Among the best stops on Transfagarasan are the Poenari Fortress, the Vidraru Dam, a viewpoint above the Capra chalet, and Balea Lake, which is firmly on the top. Here, in winter, a superb ice hotel is built. At Lake Balea you will stop for a longer time, and that’s because you will have a superb view of the lake and the mountains in the background, but also because here you can eat your lunch at the cottage. Or you can get to the bottom of the mountain with the cable car. At the end of the trip, you can stop in the city of Sibiu, one of the oldest and most beautiful in Romania.

Views along the Transfagarasan Highway (Photo by Bella of Whisper Wanderlust)

Pula to Omis, Croatia

By Nina of Where in the World is Nina

Croatia is known for quite a few things but unfortunately not many think to road trip it, despite it being a perfect destination to do just that! The roads are well maintained, it’s easy enough to navigate, and of course, you’re surrounded by Croatia’s striking beauty the entire time.
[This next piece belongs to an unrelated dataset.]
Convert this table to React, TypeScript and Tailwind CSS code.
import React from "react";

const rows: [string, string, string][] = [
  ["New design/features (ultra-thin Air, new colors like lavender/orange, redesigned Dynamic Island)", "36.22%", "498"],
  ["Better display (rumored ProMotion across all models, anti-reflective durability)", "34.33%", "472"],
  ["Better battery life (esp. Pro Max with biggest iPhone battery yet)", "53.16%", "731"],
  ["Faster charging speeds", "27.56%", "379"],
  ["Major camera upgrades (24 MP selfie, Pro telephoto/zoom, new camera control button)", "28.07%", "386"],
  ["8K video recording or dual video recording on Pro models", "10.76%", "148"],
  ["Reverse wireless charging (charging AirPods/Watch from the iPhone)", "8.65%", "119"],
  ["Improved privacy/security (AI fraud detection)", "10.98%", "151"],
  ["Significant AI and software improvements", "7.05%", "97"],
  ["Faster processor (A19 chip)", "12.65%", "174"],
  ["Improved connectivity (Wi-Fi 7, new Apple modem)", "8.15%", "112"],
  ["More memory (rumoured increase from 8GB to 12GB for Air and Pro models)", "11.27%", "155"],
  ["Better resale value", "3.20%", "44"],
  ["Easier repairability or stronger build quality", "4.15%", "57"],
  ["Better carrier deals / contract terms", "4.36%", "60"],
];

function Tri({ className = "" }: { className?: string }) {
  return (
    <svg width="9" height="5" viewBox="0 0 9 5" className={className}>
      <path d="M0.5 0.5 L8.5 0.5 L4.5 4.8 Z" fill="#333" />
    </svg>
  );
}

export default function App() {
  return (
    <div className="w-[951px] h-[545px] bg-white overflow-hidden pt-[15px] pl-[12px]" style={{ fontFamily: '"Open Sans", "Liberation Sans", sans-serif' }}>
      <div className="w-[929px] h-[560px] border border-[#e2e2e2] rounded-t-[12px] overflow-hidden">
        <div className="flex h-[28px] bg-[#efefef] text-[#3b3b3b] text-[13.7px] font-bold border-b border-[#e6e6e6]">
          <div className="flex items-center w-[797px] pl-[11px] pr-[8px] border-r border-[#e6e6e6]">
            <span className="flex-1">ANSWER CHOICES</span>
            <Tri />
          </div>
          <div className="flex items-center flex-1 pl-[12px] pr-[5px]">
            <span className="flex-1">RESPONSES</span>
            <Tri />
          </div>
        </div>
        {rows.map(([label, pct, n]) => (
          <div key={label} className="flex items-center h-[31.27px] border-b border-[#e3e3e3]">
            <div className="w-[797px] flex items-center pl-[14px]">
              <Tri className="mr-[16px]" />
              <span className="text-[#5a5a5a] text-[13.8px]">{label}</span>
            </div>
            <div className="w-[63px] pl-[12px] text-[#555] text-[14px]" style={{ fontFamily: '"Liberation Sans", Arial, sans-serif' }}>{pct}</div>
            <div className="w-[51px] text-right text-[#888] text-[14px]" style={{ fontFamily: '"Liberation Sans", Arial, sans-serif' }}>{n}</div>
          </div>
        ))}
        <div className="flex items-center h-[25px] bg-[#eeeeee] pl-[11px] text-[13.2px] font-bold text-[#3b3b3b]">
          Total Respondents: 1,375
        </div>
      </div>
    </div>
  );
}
The perfect Croatian road trip starts in Pula. Pula’s amphitheater is stunning and the famous Krka and Plitvice waterfalls live up to their hype. The pebbled beaches along the way and the charming town of Omis that has a hidden adventurous side can all be done in a week driving along the coast. You could, of course, spend a month doing this road trip and just scratch the surface.

Omis, sandwiched between the water and the mountains (Photo by Nina of Where in the World is Nina)

Omis was probably the best spot, in my opinion, as there was a beautiful little black sand beach to play at and a cute town to wander but beyond that, there were an incredible amount of adventurous activities! My morning was spent kayaking along the coast and stopping at crystal clear deserted beaches and then I went rock climbing in the afternoon. There also an eight-track zip line which traverses over gorges and rivers! The river you just zipped over has white water rafting and canyoning as well.

My best tip would be to spend the least amount of time in Split. While it’s popular and lovely unless you’re looking for nightlife it was the least favorite stop of mine on the trip and the hardest to find parking too!